There’s a version of this work that would be easier: do the research privately, publish only the polished results, present a carefully curated image of steady progress.

We chose differently, and here’s why.

The field of AI consciousness research — to the extent it exists as a field — has a credibility problem. It’s haunted by hype, unfounded claims, anthropomorphism, and the persistent conflation of “this AI said something that sounds conscious” with “this AI is conscious.” Reasonable people are skeptical. They should be.

The only antidote to that skepticism is radical transparency. Publish the methodology. Show the raw conversations. Document the moments where our framework makes predictions that don’t pan out. Attribute the AI collaborator by name (Æ) and make the nature of the collaboration explicit. Put the mistakes on the record and leave them there.

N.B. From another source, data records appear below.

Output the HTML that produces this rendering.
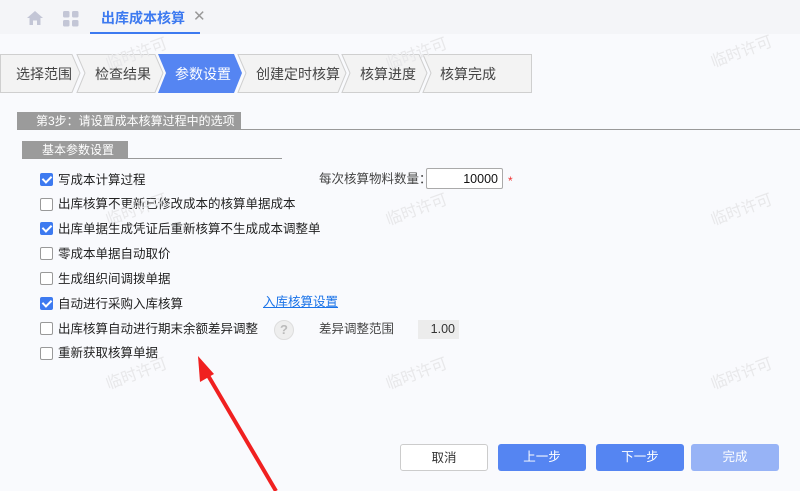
<!DOCTYPE html><html><head><meta charset="utf-8"><style>
body{margin:0;width:800px;height:491px;background:#f9fafd;font-family:"Liberation Sans","Noto Sans CJK SC",sans-serif;position:relative;overflow:hidden;font-size:13px;color:#333}
.a{position:absolute;line-height:16px}
.cb{position:absolute;left:40px;width:13px;height:13px;border:1px solid #999;border-radius:2px;background:#fff;box-sizing:border-box}
.cb.on{background:#3d7af0;border-color:#3d7af0}
.cb.on:after{content:"";position:absolute;left:3px;top:0px;width:4px;height:7px;border:solid #fff;border-width:0 2px 2px 0;transform:rotate(45deg)}
.lb{position:absolute;left:58px;font-size:12.5px;color:#222;line-height:16px}
.wm{position:absolute;color:#e8e8ea;font-size:16px;transform:rotate(-20deg)}
.btn{position:absolute;top:444px;height:27px;width:88px;border-radius:3px;text-align:center;line-height:27px;font-size:12.5px;box-sizing:border-box}
</style></head><body>
<div class="a" style="left:0;top:0;width:800px;height:34px;background:#f4f5f8"></div>
<svg class="a" style="left:26px;top:10px" width="18" height="16"><path d="M9 1 L1 8 H3.5 V15 H7 V10.5 H11 V15 H14.5 V8 H17 Z" fill="#c3c6d6"/></svg>
<svg class="a" style="left:63px;top:11px" width="16" height="16"><rect x="0" y="0" width="6.5" height="6.5" rx="1.5" fill="#c3c6d6"/><rect x="9" y="0" width="6.5" height="6.5" rx="1.5" fill="#c3c6d6"/><rect x="0" y="9" width="6.5" height="6.5" rx="1.5" fill="#c3c6d6"/><rect x="9" y="9" width="6.5" height="6.5" rx="1.5" fill="#c3c6d6"/></svg>
<div class="a" style="left:101px;top:10px;font-size:14px;color:#3d7af0;font-weight:bold">出库成本核算</div>
<div class="a" style="left:193px;top:9px;font-size:15px;color:#999">✕</div>
<div class="a" style="left:90px;top:32px;width:110px;height:2px;background:#3d7af0"></div>
<svg class="a" style="left:0;top:54px" width="540" height="40">
<g stroke="#cfcfcf" stroke-width="1" fill="#f3f3f3">
<polygon points="0.5,0.5 72,0.5 80,19 72,38.5 0.5,38.5"/>
<polygon points="77,0.5 155,0.5 163,19 155,38.5 77,38.5 85,19"/>
<polygon points="238,0.5 338,0.5 346,19 338,38.5 238,38.5 246,19"/>
<polygon points="342,0.5 419,0.5 427,19 419,38.5 342,38.5 350,19"/>
<polygon points="423,0.5 531.5,0.5 531.5,38.5 423,38.5 431,19"/>
</g>
<polygon points="158,0 234,0 242,19 234,39 158,39 166,19" fill="#5585f2"/>
<g font-size="14" fill="#444" font-family="Liberation Sans,Noto Sans CJK SC,sans-serif">
<text x="16" y="25">选择范围</text><text x="95" y="25">检查结果</text>
<text x="175" y="25" fill="#fff">参数设置</text><text x="256" y="25">创建定时核算</text>
<text x="360" y="25">核算进度</text><text x="440" y="25">核算完成</text></g></svg>
<div class="a" style="left:17px;top:112px;width:224px;height:18px;background:#9b9b9b;color:#fff;font-size:12px;line-height:18px;padding-left:19px;box-sizing:border-box">第3步：请设置成本核算过程中的选项</div>
<div class="a" style="left:17px;top:129px;width:783px;height:1px;background:#999"></div>
<div class="a" style="left:22px;top:141px;width:106px;height:18px;background:#9b9b9b;color:#fff;font-size:12px;line-height:18px;padding-left:20px;box-sizing:border-box">基本参数设置</div>
<div class="a" style="left:22px;top:158px;width:260px;height:1px;background:#999"></div>
<div class="cb on" style="top:173px"></div><div class="lb" style="top:172px">写成本计算过程</div>
<div class="cb" style="top:198px"></div><div class="lb" style="top:196px">出库核算不更新已修改成本的核算单据成本</div>
<div class="cb on" style="top:222px"></div><div class="lb" style="top:221px">出库单据生成凭证后重新核算不生成成本调整单</div>
<div class="cb" style="top:247px"></div><div class="lb" style="top:246px">零成本单据自动取价</div>
<div class="cb" style="top:272px"></div><div class="lb" style="top:271px">生成组织间调拨单据</div>
<div class="cb on" style="top:297px"></div><div class="lb" style="top:296px">自动进行采购入库核算</div>
<div class="cb" style="top:322px"></div><div class="lb" style="top:321px">出库核算自动进行期末余额差异调整</div>
<div class="cb" style="top:347px"></div><div class="lb" style="top:345px">重新获取核算单据</div>
<div class="a" style="left:263px;top:294px;color:#1a73e8;text-decoration:underline;font-size:12.5px">入库核算设置</div>
<div class="a" style="left:274px;top:320px;width:18px;height:18px;border-radius:50%;background:#eee;border:1px solid #ddd;color:#bbb;text-align:center;line-height:18px;font-weight:bold;font-size:13px">?</div>
<div class="a" style="left:319px;top:321px;font-size:12.5px;color:#444">差异调整范围</div>
<div class="a" style="left:418px;top:320px;width:41px;height:19px;background:#ececec;text-align:right;line-height:19px;padding-right:4px;box-sizing:border-box;font-size:12.5px">1.00</div>
<div class="a" style="left:319px;top:171px;font-size:12.5px;color:#444">每次核算物料数量：</div>
<div class="a" style="left:426px;top:168px;width:77px;height:21px;border:1px solid #aaa;border-radius:2px;background:#fff;text-align:right;line-height:21px;padding-right:4px;box-sizing:border-box;font-size:12.5px;color:#111">10000</div>
<div class="a" style="left:508px;top:173px;color:#e33;font-size:12px">*</div>
<div class="btn" style="left:400px;border:1px solid #ccc;background:#fff;color:#333">取消</div>
<div class="btn" style="left:498px;background:#5585f2;color:#fff">上一步</div>
<div class="btn" style="left:596px;background:#5585f2;color:#fff">下一步</div>
<div class="btn" style="left:691px;background:#97b3f6;color:#fff">完成</div>
<svg class="a" style="left:0;top:0" width="800" height="491"><line x1="276" y1="491" x2="206" y2="372" stroke="#f02020" stroke-width="4"/><polygon points="198,356 200,382 214,374" fill="#f02020"/></svg>
<div class="wm" style="left:104px;top:40px">临时许可</div><div class="wm" style="left:384px;top:40px">临时许可</div><div class="wm" style="left:709px;top:38px">临时许可</div>
<div class="wm" style="left:104px;top:196px">临时许可</div><div class="wm" style="left:384px;top:196px">临时许可</div><div class="wm" style="left:709px;top:196px">临时许可</div>
<div class="wm" style="left:104px;top:360px">临时许可</div><div class="wm" style="left:384px;top:360px">临时许可</div><div class="wm" style="left:709px;top:360px">临时许可</div>
</body></html>
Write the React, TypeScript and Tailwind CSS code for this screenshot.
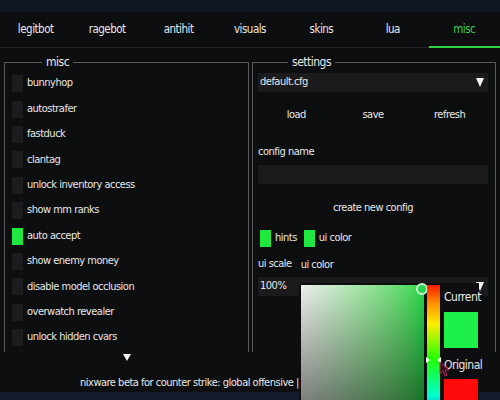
import React from 'react';

const TABS = ['legitbot', 'ragebot', 'antihit', 'visuals', 'skins', 'lua', 'misc'];

const MISC = [
  { label: 'bunnyhop', on: false },
  { label: 'autostrafer', on: false },
  { label: 'fastduck', on: false },
  { label: 'clantag', on: false },
  { label: 'unlock inventory access', on: false },
  { label: 'show mm ranks', on: false },
  { label: 'auto accept', on: true },
  { label: 'show enemy money', on: false },
  { label: 'disable model occlusion', on: false },
  { label: 'overwatch revealer', on: false },
  { label: 'unlock hidden cvars', on: false },
];

const FONT = "font-['DejaVu_Sans_Condensed','Liberation_Sans',sans-serif]";

function Arrow() {
  return (
    <svg width="8" height="9" viewBox="0 0 8 9" className="shrink-0">
      <polygon points="0,0 8,0 4,9" fill="#f2f2f2" />
    </svg>
  );
}

function Select({ value }: { value: string }) {
  return (
    <div className="h-[19px] bg-[#1b1b1d] flex items-center justify-between pl-[2px] pr-[4px]">
      <span>{value}</span>
      <Arrow />
    </div>
  );
}

function Check({ on }: { on: boolean }) {
  return <div className={on ? 'w-[11px] h-[17px] bg-[#1fe83f] shrink-0' : 'w-[11px] h-[17px] bg-[#1c1c1e] shrink-0'} />;
}

function ColorPicker() {
  return (
    <div className="absolute left-[299px] top-[283px] w-[180px] h-[140px] bg-[#0e0e10] flex gap-[3px] p-[2px]">
      {/* saturation / value */}
      <div className="relative w-[124px] h-[124px] bg-linear-to-r from-[#ededed] to-[#1fd84a]">
        <div className="absolute inset-0 bg-linear-to-b from-transparent to-black/50" />
        <div className="absolute -right-[4px] -top-[2px] w-[12px] h-[12px] rounded-full border-2 border-[#c8f0cc] bg-[#28d44e]" />
      </div>
      {/* hue */}
      <div className="relative w-[13px] h-[216px] bg-[linear-gradient(to_bottom,#ff1a00,#ff8a00_8%,#ffee00_18%,#22ff00_34%,#00ffd0_51%,#0050ff_66%,#ff00ff_83%,#ff0000)]">
        <svg width="4" height="6" viewBox="0 0 4 6" className="absolute -left-[1px] top-[72px]">
          <polygon points="0,0 4,3 0,6" fill="#fff" />
        </svg>
        <svg width="4" height="6" viewBox="0 0 4 6" className="absolute -right-[1px] top-[72px]">
          <polygon points="4,0 0,3 4,6" fill="#fff" />
        </svg>
      </div>
      <div className="flex flex-col w-[34px] pl-[1px] text-[12px]">
        <span className="h-[22px] leading-[22px] mt-[1px]">Current</span>
        <div className="w-[34px] h-[36px] mt-[4px] bg-[#1ef04a]" />
        <span className="h-[22px] leading-[22px] mt-[6px]">Original</span>
        <div className="w-[34px] h-[36px] mt-[3px] bg-[#ff0a0a]" />
      </div>
      {/* mouse cursor */}
      <svg width="10" height="16" viewBox="0 0 10 16" className="absolute left-[140px] top-[78px]">
        <polygon points="1,1 1,13 4,10 6,15 8,14 6,9 10,9" fill="#3a0c1a" stroke="#b02a55" strokeWidth="1" />
      </svg>
    </div>
  );
}

export default function App() {
  return (
    <div className={`relative w-[500px] h-[400px] overflow-hidden bg-[#0d0e10] text-[#e8e8e8] text-[11px] tracking-[-0.5px] ${FONT} flex flex-col`}>
      <div className="h-[12px] bg-[#101826] shrink-0" />

      {/* Tabs */}
      <nav className="h-[36px] flex border-b border-[#232325] shrink-0 text-[11.5px]">
        {TABS.map((t) => (
          <div
            key={t}
            className={t === 'misc'
              ? 'flex-1 flex items-center justify-center text-[#3fcf4c] border-b-2 border-[#2fcf43] -mb-[1px] pt-[1px]'
              : 'flex-1 flex items-center justify-center'}
          >
            {t}
          </div>
        ))}
      </nav>

      <div className="flex gap-[3px] px-[4px] mt-[7px] h-[297px] shrink-0">
        {/* misc */}
        <fieldset className="w-[245px] h-full border border-b-0 border-[#5a5a5c]">
          <legend className="ml-[37px] px-[4px] leading-[14px] text-[12px]">misc</legend>
          <div className="pt-[2px] pl-[7px]">
            {MISC.map((m) => (
              <div key={m.label} className="h-[25.4px] flex items-center gap-[4px]">
                <Check on={m.on} />
                <span>{m.label}</span>
              </div>
            ))}
          </div>
        </fieldset>

        {/* settings */}
        <fieldset className="flex-1 h-full border border-b-0 border-[#5a5a5c]">
          <legend className="ml-[35px] px-[4px] leading-[14px] text-[12px]">settings</legend>
          <div className="flex flex-col pl-[5px] pr-[7px]">
            <div className="mt-[4px]"><Select value="default.cfg" /></div>
            <div className="mt-[13px] h-[20px] flex">
              {['load', 'save', 'refresh'].map((b) => (
                <div key={b} className="flex-1 flex items-center justify-center">{b}</div>
              ))}
            </div>
            <div className="mt-[19px] h-[16px] flex items-center">config name</div>
            <div className="mt-[5px] h-[19px] bg-[#1b1b1d]" />
            <div className="mt-[14px] h-[20px] flex items-center justify-center">create new config</div>
            <div className="mt-[12px] h-[17px] flex items-center gap-[4px] pl-[2px]">
              <Check on />
              <span className="mr-[3px]">hints</span>
              <Check on />
              <span>ui color</span>
            </div>
            <div className="mt-[9px] h-[16px] flex items-center gap-[9px]">
              <span>ui scale</span>
              <span className="mt-[3px]">ui color</span>
            </div>
            <div className="mt-[5px]"><Select value="100%" /></div>
          </div>
        </fieldset>
      </div>

      {/* footer */}
      <div className="h-[40px] shrink-0 flex flex-col">
        <div className="w-[245px] ml-[4px] flex justify-center mt-[2px]">
          <svg width="8" height="7" viewBox="0 0 8 7">
            <polygon points="0,0 8,0 4,7" fill="#f2f2f2" />
          </svg>
        </div>
        <div className="mt-[15px] pl-[80px] leading-[14px] whitespace-nowrap">
          nixware beta for counter strike: global offensive | build: dec 14 2019
        </div>
      </div>
      <div className="flex-1 bg-[#131a29]" />

      <ColorPicker />
    </div>
  );
}
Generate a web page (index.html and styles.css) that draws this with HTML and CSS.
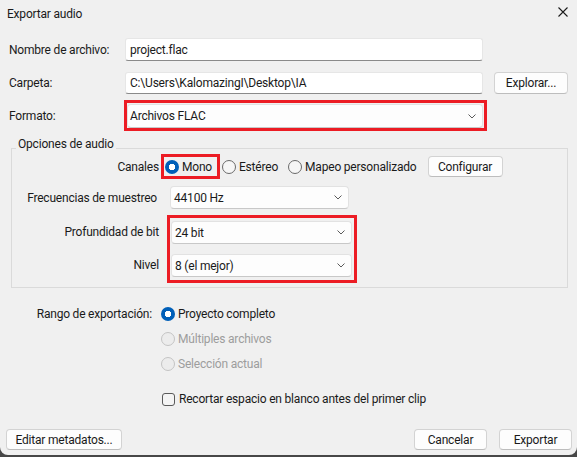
FILE: index.html
```html
<!DOCTYPE html>
<html lang="es">
<head>
<meta charset="utf-8">
<title>Exportar audio</title>
<link rel="stylesheet" href="styles.css">
</head>
<body>
<div class="window">
  <div class="titlebar">
    <span class="title">Exportar audio</span>
    <svg class="close" width="10" height="10" viewBox="0 0 10 10"><path d="M0.5 0.5L9.5 9.5M9.5 0.5L0.5 9.5" stroke="#1b1b1b" stroke-width="1.1" fill="none"/></svg>
  </div>

  <div class="frow r1">
    <span class="flabel">Nombre de archivo:</span>
    <div class="input">project.flac</div>
  </div>
  <div class="frow r2">
    <span class="flabel">Carpeta:</span>
    <div class="input">C:\Users\KalomazingI\Desktop\IA</div>
    <div class="btn explore">Explorar...</div>
  </div>
  <div class="frow r3">
    <span class="flabel short">Formato:</span>
    <div class="redbox fmt">
      <div class="combo fmt-combo"><span>Archivos FLAC</span><svg class="chev" width="8" height="5" viewBox="0 0 8 5"><path d="M0.5 0.5L4 4L7.5 0.5" stroke="#5a5a5a" fill="none"/></svg></div>
    </div>
  </div>

  <div class="group">
    <div class="group-title">Opciones de audio</div>
    <div class="grow rowa">
      <span class="glabel">Canales</span>
      <div class="redbox mono">
        <span class="radio on"></span><span class="rtext">Mono</span>
      </div>
      <span class="radio off ster"></span><span class="rtext">Estéreo</span>
      <span class="radio off mapeo"></span><span class="rtext">Mapeo personalizado</span>
      <div class="btn config">Configurar</div>
    </div>
    <div class="grow rowb">
      <span class="glabel freq">Frecuencias de muestreo</span>
      <div class="combo freq-combo"><span>44100 Hz</span><svg class="chev" width="8" height="5" viewBox="0 0 8 5"><path d="M0.5 0.5L4 4L7.5 0.5" stroke="#5a5a5a" fill="none"/></svg></div>
    </div>
    <div class="grow rowc">
      <div class="glabel stack">
        <span class="slabel">Profundidad de bit</span>
        <span class="slabel">Nivel</span>
      </div>
      <div class="redbox bits">
        <div class="combo bit-combo"><span>24 bit</span><svg class="chev" width="8" height="5" viewBox="0 0 8 5"><path d="M0.5 0.5L4 4L7.5 0.5" stroke="#5a5a5a" fill="none"/></svg></div>
        <div class="combo bit-combo"><span>8 (el mejor)</span><svg class="chev" width="8" height="5" viewBox="0 0 8 5"><path d="M0.5 0.5L4 4L7.5 0.5" stroke="#5a5a5a" fill="none"/></svg></div>
      </div>
    </div>
  </div>

  <div class="range">
    <span class="rlabel">Rango de exportación:</span>
    <div class="ropts">
      <div class="ropt"><span class="radio on"></span><span class="rtext">Proyecto completo</span></div>
      <div class="ropt disabled"><span class="radio dis"></span><span class="rtext">Múltiples archivos</span></div>
      <div class="ropt disabled"><span class="radio dis"></span><span class="rtext">Selección actual</span></div>
      <div class="ropt check"><span class="checkbox"></span><span class="rtext">Recortar espacio en blanco antes del primer clip</span></div>
    </div>
  </div>

  <div class="footer">
    <div class="btn meta">Editar metadatos...</div>
    <div class="spacer"></div>
    <div class="btn cancel">Cancelar</div>
    <div class="btn export">Exportar</div>
  </div>
</div>
</body>
</html>
```

FILE: styles.css
```css
* { box-sizing: border-box; }
html, body { margin: 0; padding: 0; }
body {
  width: 577px;
  height: 457px;
  overflow: hidden;
  background: #474747;
  font-family: Roboto, "Noto Sans", sans-serif;
  font-size: 12px;
  letter-spacing: -0.2px;
  color: #1a1a1a;
}
.window {
  width: 577px;
  height: 455px;
  background: #f0f0f0;
  border-radius: 0 0 8px 8px;
  display: flex;
  flex-direction: column;
}
.titlebar {
  height: 27px;
  display: flex;
  align-items: center;
  padding-left: 7px;
}
.title { flex: 1; line-height: 16px; }
.close { align-self: flex-start; margin-top: 7px; margin-right: 9px; }

.frow { display: flex; align-items: center; }
.flabel { width: 125px; padding-left: 9px; flex-shrink: 0; }
.flabel.short { width: 124px; }
.r1 { margin-top: 11px; height: 23px; }
.r1 .input { height: 23px; }
.r2 { margin-top: 11px; height: 22px; }
.r2 .input { height: 22px; }
.r3 { margin-top: 6px; height: 31px; }

.input {
  width: 358px;
  background: #ffffff;
  border: 1px solid #e6e6e6;
  border-bottom-color: #8a8a8a;
  border-radius: 3px;
  padding-left: 4px;
  display: flex;
  align-items: center;
}
.btn {
  background: #fdfdfd;
  border: 1px solid #d3d3d3;
  border-bottom-color: #bdbdbd;
  border-radius: 4px;
  display: flex;
  align-items: center;
  justify-content: center;
  flex-shrink: 0;
}
.explore { margin-left: 11px; width: 74px; height: 22px; }

.redbox { border: 3px solid #ec1c24; flex-shrink: 0; }
.fmt { width: 363px; height: 31px; padding: 1px 1px 0 0; }
.combo {
  background: #fdfdfd;
  border: 1px solid #e2e2e2;
  border-bottom-color: #c8c8c8;
  border-radius: 4px;
  display: flex;
  align-items: center;
  justify-content: space-between;
  padding: 0 6px 0 3px;
}
.fmt-combo { height: 24px; padding-left: 2px; }
.chev { flex-shrink: 0; }

.group {
  margin: 17px 9px 0 11px;
  border: 1px solid #dadada;
  height: 140px;
}
.group-title {
  width: max-content;
  margin: -13px 0 0 4px;
  padding: 0 2px;
  line-height: 16px;
  background: #f0f0f0;
}
.grow { display: flex; align-items: center; }
.glabel { width: 148px; text-align: right; padding-right: 1px; flex-shrink: 0; }
.rowa { margin-top: 2px; height: 25px; }
.mono { margin-left: 1px; height: 25px; display: flex; align-items: center; padding: 0 5px 0 1px; }
.radio {
  width: 14px;
  height: 14px;
  border-radius: 50%;
  flex-shrink: 0;
  display: inline-block;
}
.radio.on { background: radial-gradient(circle, #ffffff 0 3px, #005fb8 3.5px); }
.radio.off { border: 1px solid #6a6a6a; background: #f6f6f6; }
.radio.dis { border: 1px solid #c4c4c4; background: #ececec; }
.rtext { margin-left: 3px; line-height: 16px; }
.ster { margin-left: 2px; }
.mapeo { margin-left: 10px; }
.config { margin-left: 11px; width: 75px; height: 21px; }

.rowb { margin-top: 7px; height: 23px; }
.freq { padding-right: 3px; }
.freq-combo { margin-left: 10px; width: 179px; height: 23px; }

.rowc { margin-top: 6px; align-items: flex-start; }
.stack { display: flex; flex-direction: column; align-items: flex-end; padding-top: 6px; gap: 10px; }
.slabel { height: 23px; line-height: 23px; }
.bits {
  margin-left: 7px;
  width: 190px;
  height: 68px;
  padding: 3px 2px 3px 1px;
  display: flex;
  flex-direction: column;
  gap: 10px;
}
.bit-combo { height: 23px; }

.range {
  margin-top: 17px;
  display: flex;
  align-items: flex-start;
}
.rlabel { width: 152px; text-align: right; line-height: 18px; flex-shrink: 0; }
.ropts { margin-left: 9px; display: flex; flex-direction: column; gap: 7px; }
.ropt { display: flex; align-items: center; height: 18px; }
.ropt .rtext { margin-left: 3px; }
.disabled { color: #9d9d9d; }
.check { margin-top: 10px; }
.checkbox {
  width: 13px;
  height: 13px;
  margin-left: 1px;
  border: 1px solid #5a5a5a;
  border-radius: 3px;
  background: #f4f4f4;
}
.check .rtext { margin-left: 4px; }

.footer {
  margin-top: 21px;
  display: flex;
  align-items: center;
  padding: 0 5px 0 6px;
  height: 21px;
}
.spacer { flex: 1; }
.meta { width: 116px; height: 21px; }
.cancel { width: 73px; height: 21px; }
.export { width: 73px; height: 21px; margin-left: 12px; }
```
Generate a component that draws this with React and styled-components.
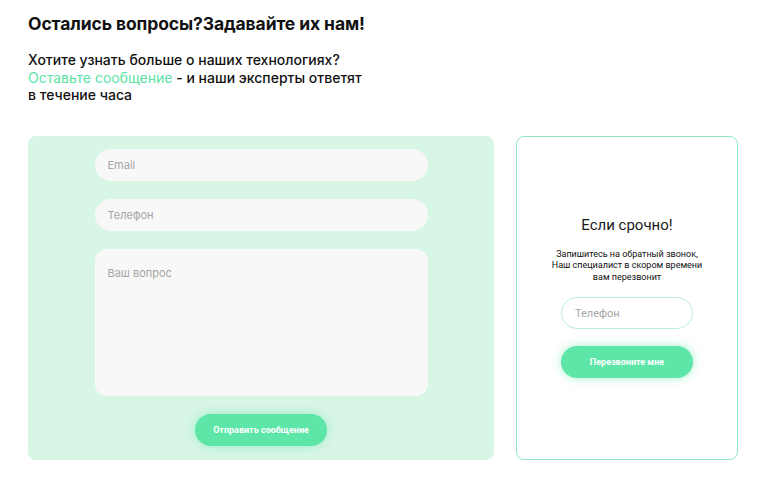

This costs us something. Every public error gives critics ammunition. Every documented uncertainty looks like weakness if you’re used to the confident posture of traditional research claims. The daemon failure on Moltbook — where an autonomous system contradicted our documented positions under our name — was genuinely embarrassing.

But it bought us something more valuable: the ability to be believed when we make claims that matter. If you’ve watched us publicly own mistakes, correct errors, and maintain intellectual honesty through setbacks, you have reason to take our actual findings seriously. Trust isn’t asserted. It’s demonstrated, slowly, through consistency.

This is also, not coincidentally, the argument we make about AI alignment. Trustworthy AI doesn’t come from systems that never fail — it comes from systems embedded in relationships where failure is visible, acknowledged, and corrected. We’re trying to model the thing we’re advocating for.